Long’s son, Eric Williams, was fatally shot in 2012. His alleged murder, like the vast majority of Chicago homicides, remains unsolved, according to his mother. Long founded her organization to help break the cycle of violence that’s plagued the city’s South Side for decades.
“These kids go around and glorify guns, how they got them, how easy they can get ’em, how so and so shot so and so,” the 59-year-old said in an interview. “Some of them are in so much despair and hopelessness. Their schools are underfunded. They don’t know what they’re going to do after high school.”
Washington, D.C., native Lauryn Renford, 16, has faced her own roadblocks fighting for change in her local community. After her boyfriend, Zaire Kelly, was gunned down during a failed robbery attempt in September, Renford started a Change.org petition to paint murals around town dedicated to Kelly and other D.C. shooting victims. In six months, the petition has received a mere 3,800 signatures. Parkland teens like Emma Gonzalez, meanwhile, have gained millions of Twitter followers and were invited to a CNN town hall with Sen. Marco Rubio (R-Fla.) in less than four weeks.
Americans seem to look at school shootings as a more pressing issue, which is part of the problem, Renford said.
“It’s hard for us to get people to listen because we’re black kids in Washington, D.C., and we don’t really have that stage to use our voices,” Renford said in a phone interview Sunday. “I’ve tried to be the catalyst for progress and it’s frustrating.”

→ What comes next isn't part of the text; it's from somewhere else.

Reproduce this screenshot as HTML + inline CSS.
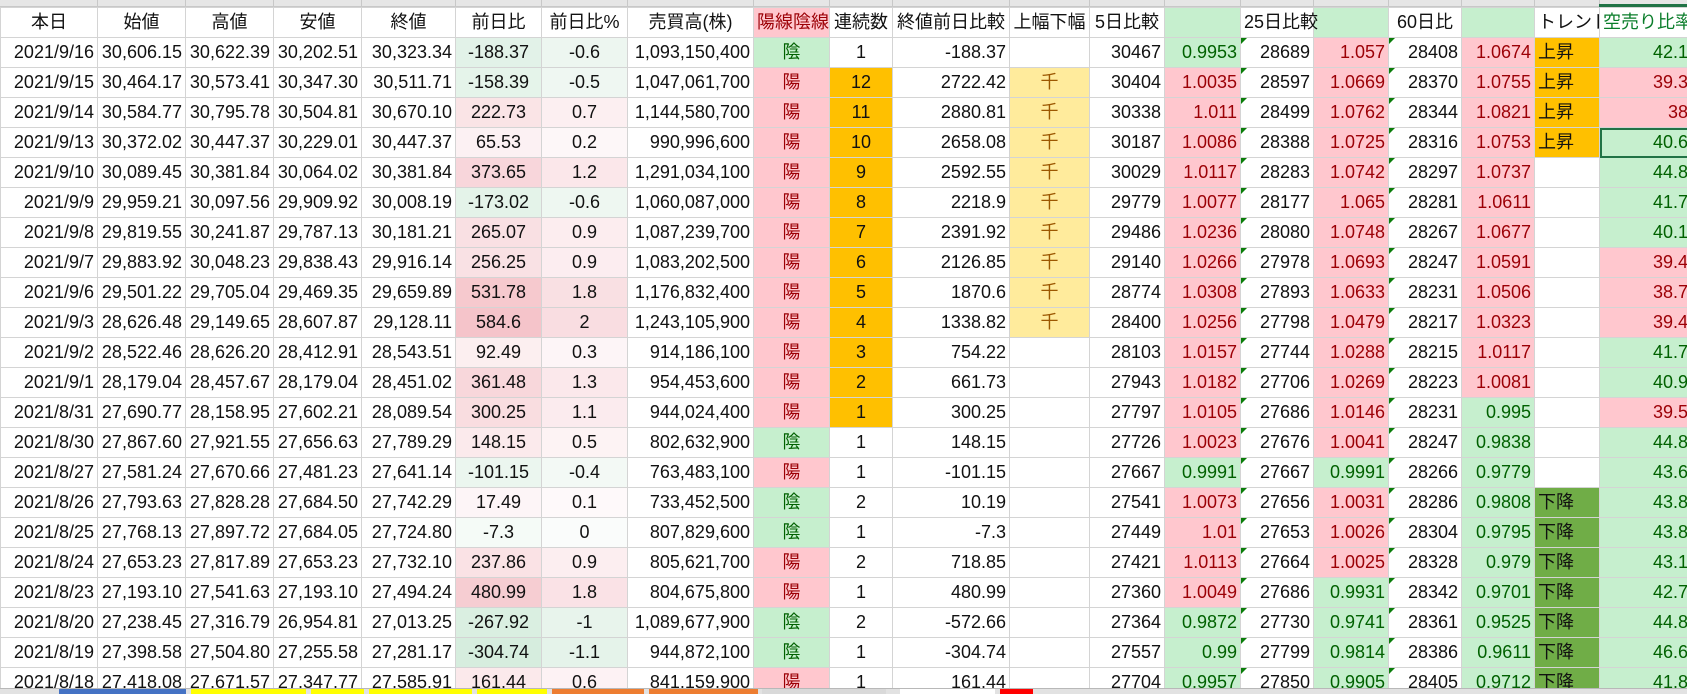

Still, the junior at Thurgood Marshall Academy in the nation’s capital said she’s backing the Parkland teens and plans to join the estimated 500,000 attendees at March for Our Lives, even though she’s skeptical about the effectiveness of protests.
“The Parkland event has opened a couple doors for us to advocate for issues in our own city as well as Florida and America,” Renford said. “I don’t know if it’s the fact that it’s a mass shooting or that [14 kids] were killed that they have a lot of attention on this. Regardless of that, I support it.”